Chinese electric car manufacturer Nio (NYSE:NIO) began last week on a downward trajectory, losing nearly 8% by the time the bell rang on Tuesday. That’s a familiar story for NIO investors. But for the rest of the week, that Nio stock price was on the upswing and it ended Friday at $1.52, up from the previous Friday’s close.
Today, it is popping based on a new report of October car deliveries. Nio stock tanked after the company reported second-quarter earnings in September — dropping 51% in a matter of days and closing Oct. 1 at $1.32.
Now the stock is currently in a tepid recovery. But an awful lot has to go right for Nio for any recovery to actually gain traction.
Dismal Q2 Earnings
Nio released its Q2 earnings report Sept. 24 and it was a bloodbath. Among the highlights (lowlights?) for the quarter were wider-than-expected losses, a much worse gross margin than the previous quarter and the announcement that layoffs would continue in an effort to reduce headcount and expenses. Other cost-cutting measures included additional restructuring and a plan to spin off some of the company’s non-core businesses by year end.
The company was forced into dramatic cost-cutting because it was burning cash. Its reserves were down to $503 million from the $1.1 billion it had on hand just three months before. That cash situation was dire enough that NIO borrowed $200 million from its chairman and Tencent Holdings (OTCMKTS:TCEHY).
Needless to say, there was nothing there that investors liked.
October Deliveries Offer Brief Glimpse of Light
Nio stock got an unexpected double-digit lift on Oct. 8 when the company released a Q3 vehicle delivery update. The 4,799 vehicles delivered in the quarter — 2,019 in September alone — represented a 25% increase from the previous quarter and beat estimates. This morning Nio released delivery numbers for October. The 2,526 vehicles is up 25% from strong September deliveries.
Nio stock began to pop once that news hit the market. But big questions remain about the sustainability of this delivery streak.
China’s Economic Numbers Don’t Bode Well
Nio sells its electric cars in China — and that market is stumbling.

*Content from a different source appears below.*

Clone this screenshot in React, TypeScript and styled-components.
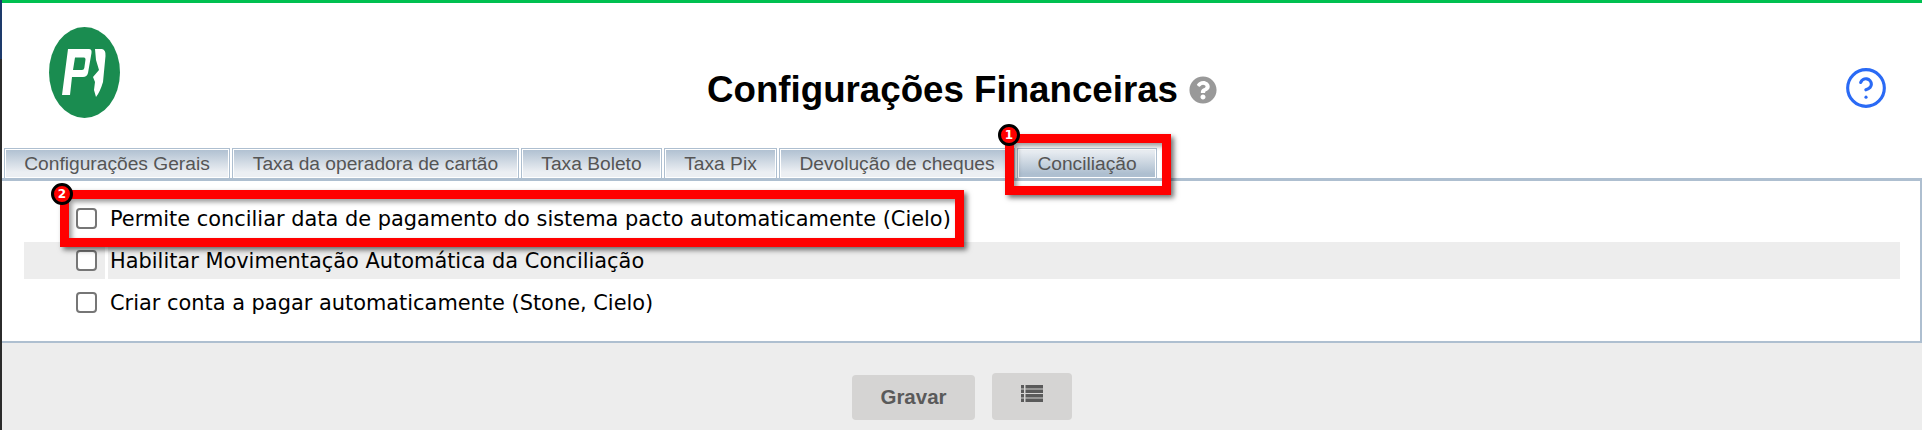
import React from 'react';
import styled, { createGlobalStyle } from 'styled-components';
import { FaQuestionCircle } from 'react-icons/fa';
import { CircleHelp } from 'lucide-react';

const GlobalStyle = createGlobalStyle`
  html, body {
    margin: 0;
    padding: 0;
    background: #ededed;
  }
  * {
    box-sizing: border-box;
  }
`;

const Page = styled.div`
  position: relative;
  width: 1922px;
  height: 430px;
  overflow: hidden;
  display: flex;
  flex-direction: column;
  background: #ededed;
  border-left: 2px solid;
  border-image: linear-gradient(to bottom, #1d3a6b 60px, #2b2b2b 60px) 1;
  font-family: "Liberation Sans", Arial, sans-serif;
`;

const TopBar = styled.div`
  height: 3px;
  flex: none;
  background: #00c050;
`;

const Header = styled.header`
  height: 143px;
  flex: none;
  display: grid;
  grid-template-columns: 1fr auto 1fr;
  background: #fff;
`;

const LogoBox = styled.div`
  padding: 24px 0 0 47px;
`;

const TitleRow = styled.div`
  display: flex;
  align-items: center;
  align-self: start;
  gap: 11px;
  padding: 67px 0 0 0;
`;

const Title = styled.h1`
  margin: 0;
  font-size: 36.7px;
  font-weight: 700;
  line-height: 40px;
  color: #000;
`;

const TitleHint = styled(FaQuestionCircle)`
  width: 28px;
  height: 28px;
  color: #999;
`;

const HelpBox = styled.div`
  display: flex;
  justify-content: flex-end;
  padding: 63px 34px 0 0;
  color: #2a6af5;
`;

const TabStrip = styled.nav`
  height: 35px;
  flex: none;
  display: flex;
  gap: 2px;
  padding: 2px 0 0 2px;
  background: #fff;
  border-bottom: 3px solid #aebfd0;
`;

const Tab = styled.div<{ $active?: boolean; $width: number }>`
  width: ${(p) => p.$width}px;
  display: flex;
  align-items: center;
  justify-content: center;
  border: 1px solid #aebfd0;
  border-bottom: 0;
  box-shadow: inset 0 0 0 1px #fff;
  background: ${(p) =>
    p.$active
      ? 'linear-gradient(to bottom, #eef1f5, #aebfd0 85%)'
      : 'linear-gradient(to bottom, #aebfd0, #eceff3 80%)'};
  font-size: 19.2px;
  color: #555;
`;

const Panel = styled.section`
  height: 162px;
  flex: none;
  display: flex;
  flex-direction: column;
  gap: 5px;
  padding: 19px 20px 0 22px;
  background: #fff;
  border-right: 2px solid #aebfd0;
  border-bottom: 2px solid #aebfd0;
`;

const Row = styled.label`
  display: grid;
  grid-template-columns: 81px 1fr;
  column-gap: 3px;
  height: 37px;
`;

const CheckCell = styled.div<{ $shaded?: boolean }>`
  display: flex;
  align-items: center;
  padding-left: 52px;
  background: ${(p) => (p.$shaded ? '#ededed' : 'transparent')};
`;

const CheckBox = styled.span`
  display: block;
  width: 21px;
  height: 21px;
  background: #fff;
  border: 2px solid #767676;
  border-radius: 4px;
`;

const RowLabel = styled.div<{ $shaded?: boolean }>`
  display: flex;
  align-items: center;
  padding-left: 2px;
  background: ${(p) => (p.$shaded ? '#ededed' : 'transparent')};
  font-family: "DejaVu Sans", Verdana, sans-serif;
  font-size: 20.9px;
  color: #000;
`;

const Footer = styled.footer`
  display: flex;
  justify-content: center;
  align-items: flex-end;
  gap: 17px;
  height: 77px;
`;

const SaveButton = styled.button`
  width: 123px;
  height: 45px;
  padding: 0 0 2px;
  border: 0;
  border-radius: 4px;
  background: #d5d4d3;
  font: 700 20.5px "Liberation Sans", Arial, sans-serif;
  color: #5a5a5a;
`;

const ListButton = styled.button`
  width: 80px;
  height: 47px;
  padding: 0 0 6px;
  border: 0;
  border-radius: 4px;
  background: #d5d4d3;
  color: #5a5a5a;

  svg {
    display: block;
    margin: 0 auto;
  }
`;

const RedBox = styled.div<{ $x: number; $y: number; $w: number; $h: number }>`
  position: absolute;
  left: ${(p) => p.$x - 2}px;
  top: ${(p) => p.$y}px;
  width: ${(p) => p.$w}px;
  height: ${(p) => p.$h}px;
  border: 9px solid #f00;
  box-shadow: 3px 3px 5px rgba(0, 0, 0, 0.55), inset 3px 3px 5px rgba(0, 0, 0, 0.4);
`;

const Badge = styled.div<{ $x: number; $y: number }>`
  position: absolute;
  left: ${(p) => p.$x - 13}px;
  top: ${(p) => p.$y - 11}px;
  width: 22px;
  height: 22px;
  display: flex;
  align-items: center;
  justify-content: center;
  border-radius: 50%;
  border: 3px solid #000;
  background: #f00;
  font: 700 12px "DejaVu Sans", sans-serif;
  color: #fff;
`;

const tabs = [
  { label: 'Configurações Gerais', width: 226 },
  { label: 'Taxa da operadora de cartão', width: 287 },
  { label: 'Taxa Boleto', width: 141 },
  { label: 'Taxa Pix', width: 113 },
  { label: 'Devolução de cheques', width: 236 },
];

const options = [
  { label: 'Permite conciliar data de pagamento do sistema pacto automaticamente (Cielo)' },
  { label: 'Habilitar Movimentação Automática da Conciliação', shaded: true },
  { label: 'Criar conta a pagar automaticamente (Stone, Cielo)' },
];

const Logo: React.FC = () => (
  <svg width="71" height="91" viewBox="9 7 71 91">
    <ellipse cx="44.5" cy="52.5" rx="35.5" ry="45.5" fill="#1a8c50" />
    <path
      fill="#fff"
      fillRule="evenodd"
      d="M28 29 H49 Q52 29 51.5 33 L48 53 Q47 57 43 57 H32 L30 75 H22 Z M35 37.5 L33 50 H42 Q44 50 44.3 48 L45.5 39.5 Q45.5 37.5 44 37.5 Z"
    />
    <path
      fill="#fff"
      d="M55 29 H62 Q66 30 65.5 36 L63 62 Q60 72 56 77 L54 70 L55 62 L53 57 L59 50 L56 40 Z"
    />
  </svg>
);

const ListIcon: React.FC = () => (
  <svg width="22" height="17" viewBox="0 0 22 17" fill="currentColor">
    {[0, 4.5, 9, 13.5].map((y) => (
      <React.Fragment key={y}>
        <rect x="0" y={y} width="3" height="3.5" />
        <rect x="4.5" y={y} width="17.5" height="3.5" />
      </React.Fragment>
    ))}
  </svg>
);

const App: React.FC = () => {
  return (
    <Page>
      <GlobalStyle />
      <TopBar />
      <Header>
        <LogoBox>
          <Logo />
        </LogoBox>
        <TitleRow>
          <Title>Configurações Financeiras</Title>
          <TitleHint />
        </TitleRow>
        <HelpBox>
          <CircleHelp size={44} strokeWidth={1.7} />
        </HelpBox>
      </Header>
      <TabStrip>
        {tabs.map((tab) => (
          <Tab key={tab.label} $width={tab.width}>
            {tab.label}
          </Tab>
        ))}
        <Tab $active $width={140}>
          Conciliação
        </Tab>
      </TabStrip>
      <Panel>
        {options.map((option) => (
          <Row key={option.label}>
            <CheckCell $shaded={option.shaded}>
              <CheckBox />
            </CheckCell>
            <RowLabel $shaded={option.shaded}>{option.label}</RowLabel>
          </Row>
        ))}
      </Panel>
      <Footer>
        <SaveButton>Gravar</SaveButton>
        <ListButton>
          <ListIcon />
        </ListButton>
      </Footer>
      <RedBox $x={1005} $y={134} $w={166} $h={61} />
      <Badge $x={1009} $y={135}>1</Badge>
      <RedBox $x={60} $y={190} $w={904} $h={57} />
      <Badge $x={62} $y={194}>2</Badge>
    </Page>
  );
};

export default App;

The trade war between the U.S. and China has begun to be a serious drag on the Chinese economy. In October it was reported that China’s economic growth had dropped to the lowest levels since 1992. Also in September, car sales in the country dropped again — the 15th monthly decline in the past 16 months. And with subsidies cut, China’s electric car market has been showing double-digit declines.
It will be difficult for a luxury EV maker like NIO to maintain sales momentum in that economic climate.
More Storm Clouds for Nio Stock
Adding to the challenges is the prospect of foreign competition. “There is a coming storm of competition for Chinese electric vehicle manufacturers,” according to Wharton management professor John Paul MacDuffie, who notes that nearly 500 manufacturers have now registered to make EVs in China. Together, their manufacturing capacity once all are online is enough to produce almost three times the current sales levels.
And what happens then? MacDuffie says a shakeout in the Chinese EV industry is inevitable, and it puts struggling manufacturers like Nio under further pressure.
“Before a shakeout comes some tough price competition, [along with] higher-end, technologically sophisticated competition from the multinationals. The big players — the ones with experience like BYD — are in a better position to survive a shakeout.”
Wary investors lack confidence in whether NIO will be one of the survivors. And Nio stock’s wretched performance for most of the year reflects that doubt.
The company has often been called the Tesla (NASDAQ:TSLA) of China, but analysts at least have mixed feelings on Tesla. Even at a buck fifty for a share, there are not many analysts suggesting that Nio stock is a buy.
As of this writing, Brad Moon did not hold a position in any of the aforementioned securities.